Specifically, JMA is trying to get New Flyer to negotiate a community benefits agreement (CBA), a relatively recent invention to ensure worker and community needs are met and allow for real returns on investment in new infrastructure when there is taxpayer-funded investment in the private sector.
"My point is that we are addressing the issues," Soubry said. "We have policies in place and a third party group helping. What I don’t have is JMA. We are very happy with TDC. They have been a great partner."
Soubry said he takes issue with what he says is a connection between JMA and the Communications Workers of America union, which represents New Flyer workers in St. Cloud and Crookston, Minn. While Soubry said he does not necessarily invite union organizers in, he said it is his employees who decide. A CWA official said New Flyer has implemented an anti-union campaign.

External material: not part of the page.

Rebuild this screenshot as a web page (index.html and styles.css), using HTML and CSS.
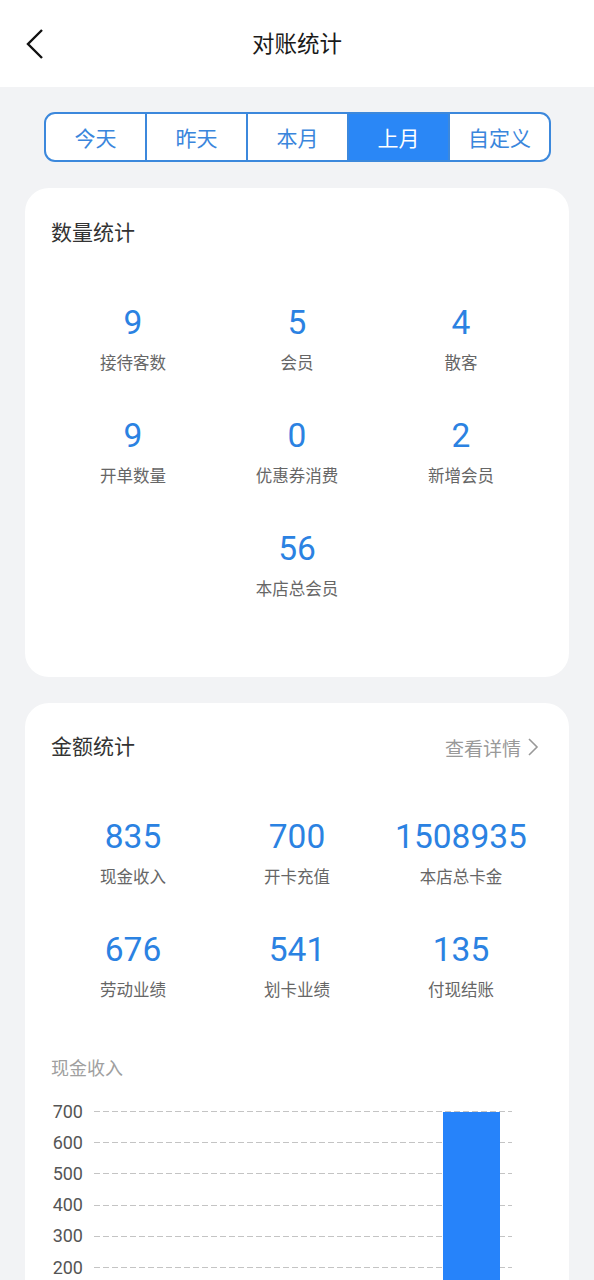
FILE: index.html
```html
<!DOCTYPE html>
<html lang="zh-CN">
<head>
<meta charset="utf-8">
<title>对账统计</title>
<link rel="stylesheet" href="styles.css">
</head>
<body>
<div class="page">
  <header class="topbar">
    <svg class="back" width="20" height="32" viewBox="0 0 20 32"><polyline points="17,2 3,16 17,30" fill="none" stroke="#111" stroke-width="2.4"/></svg>
    <div class="title">对账统计</div>
  </header>

  <div class="seg-wrap">
    <div class="seg">
      <div class="seg-item">今天</div>
      <div class="seg-item">昨天</div>
      <div class="seg-item">本月</div>
      <div class="seg-item active">上月</div>
      <div class="seg-item">自定义</div>
    </div>
  </div>

  <section class="card card-count">
    <div class="card-head"><div class="card-title">数量统计</div></div>
    <div class="grid">
      <div class="cell"><div class="num">9</div><div class="lbl">接待客数</div></div>
      <div class="cell"><div class="num">5</div><div class="lbl">会员</div></div>
      <div class="cell"><div class="num">4</div><div class="lbl">散客</div></div>
      <div class="cell"><div class="num">9</div><div class="lbl">开单数量</div></div>
      <div class="cell"><div class="num">0</div><div class="lbl">优惠券消费</div></div>
      <div class="cell"><div class="num">2</div><div class="lbl">新增会员</div></div>
      <div class="cell span-mid"><div class="num">56</div><div class="lbl">本店总会员</div></div>
    </div>
  </section>

  <section class="card card-money">
    <div class="card-head">
      <div class="card-title">金额统计</div>
      <div class="more">查看详情<svg width="12" height="20" viewBox="0 0 12 20"><polyline points="2,2 10,10 2,18" fill="none" stroke="#999" stroke-width="1.6"/></svg></div>
    </div>
    <div class="grid">
      <div class="cell"><div class="num">835</div><div class="lbl">现金收入</div></div>
      <div class="cell"><div class="num">700</div><div class="lbl">开卡充值</div></div>
      <div class="cell"><div class="num">1508935</div><div class="lbl">本店总卡金</div></div>
      <div class="cell"><div class="num">676</div><div class="lbl">劳动业绩</div></div>
      <div class="cell"><div class="num">541</div><div class="lbl">划卡业绩</div></div>
      <div class="cell"><div class="num">135</div><div class="lbl">付现结账</div></div>
    </div>
    <div class="chart-title">现金收入</div>
    <div class="chart">
      <div class="axis">
        <div class="tick"><span>700</span></div>
        <div class="tick"><span>600</span></div>
        <div class="tick"><span>500</span></div>
        <div class="tick"><span>400</span></div>
        <div class="tick"><span>300</span></div>
        <div class="tick"><span>200</span></div>
      </div>
      <div class="plot">
        <div class="row"><div class="line"></div></div>
        <div class="row"><div class="line"></div></div>
        <div class="row"><div class="line"></div></div>
        <div class="row"><div class="line"></div></div>
        <div class="row"><div class="line"></div></div>
        <div class="row"><div class="line"></div></div>
        <div class="bar"></div>
      </div>
    </div>
  </section>
</div>
</body>
</html>
```

FILE: styles.css
```css
* { box-sizing: border-box; }
html, body { margin: 0; padding: 0; }
body {
  background: #f2f3f5;
  font-family: Roboto, "Noto Sans CJK SC", sans-serif;
  width: 594px;
  height: 1280px;
  overflow: hidden;
}
.page { width: 594px; }

.topbar {
  height: 87px;
  background: #fff;
  display: flex;
  align-items: center;
  justify-content: center;
  position: relative;
}
.back {
  position: absolute;
  left: 25px;
  top: 28px;
}
.title {
  font-size: 22.5px;
  color: #1a1a1a;
  line-height: 30px;
}

.seg-wrap {
  padding: 25px 43px 0 44px;
}
.seg {
  display: flex;
  height: 50px;
  border: 2px solid #3c88dc;
  border-radius: 11px;
  overflow: hidden;
  background: #fff;
}
.seg-item {
  flex: 1;
  display: flex;
  align-items: center;
  justify-content: center;
  font-size: 21px;
  color: #3a86dc;
  border-left: 2px solid #3c88dc;
}
.seg-item:first-child { border-left: none; }
.seg-item.active {
  background: #2a87f6;
  color: #fff;
}

.card {
  margin: 26px 25px 0 25px;
  background: #fff;
  border-radius: 24px;
  padding: 30px 26px 75px 26px;
}
.card-money { padding-top: 29px; padding-bottom: 60px; }
.card-head {
  display: flex;
  justify-content: space-between;
  align-items: center;
  height: 30px;
}
.card-title {
  font-size: 21px;
  color: #333;
  line-height: 30px;
}
.more {
  display: flex;
  align-items: center;
  gap: 6px;
  font-size: 19px;
  color: #999;
  padding-right: 4px;
}

.grid {
  margin-top: 55px;
  display: grid;
  grid-template-columns: repeat(3, 1fr);
  row-gap: 40px;
}
.card-money .grid { margin-top: 55px; }
.cell {
  display: flex;
  flex-direction: column;
  align-items: center;
  gap: 9px;
}
.span-mid { grid-column: 2; }
.num {
  font-size: 33.5px;
  line-height: 40px;
  color: #2b82e2;
}
.lbl {
  font-size: 16.5px;
  line-height: 24px;
  color: #666;
}

.chart-title {
  margin-top: 54px;
  font-size: 18px;
  line-height: 24px;
  color: #a0a0a0;
}
.chart {
  margin-top: 15px;
  display: flex;
  gap: 11px;
}
.axis {
  width: 32px;
  display: flex;
  flex-direction: column;
  align-items: flex-end;
}
.tick {
  height: 31.2px;
  display: flex;
  align-items: center;
}
.tick span {
  font-size: 18px;
  line-height: 20px;
  color: #555;
}
.plot {
  width: 418px;
  position: relative;
}
.row {
  height: 31.2px;
  display: flex;
  align-items: center;
}
.line {
  width: 100%;
  height: 1px;
  background-image: linear-gradient(to right, #c4c4c4 65%, transparent 65%);
  background-size: 9px 1px;
  background-repeat: repeat-x;
}
.bar {
  position: absolute;
  left: 349px;
  width: 57px;
  top: 15.6px;
  height: 300px;
  background: #2683fa;
}
```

"The reality is that with manufacturing in the South there has been a lot of hard fought and hard lost labour battles. The bottom line is that these are not the same jobs that exist in Winnipeg and we really want that to be," said Sophia Reuss, an employee with JMA based in New York.
JMA officials met with Chris Stoddart, the president of New Flyer of America this week in New York at the annual meetings of the American Public Transportation Association to discuss a CBA.
Martin Cash has been writing a column and business news at the Free Press since 1989. Over those years he’s written through a number of business cycles and the rise and fall (and rise) in fortunes of many local businesses.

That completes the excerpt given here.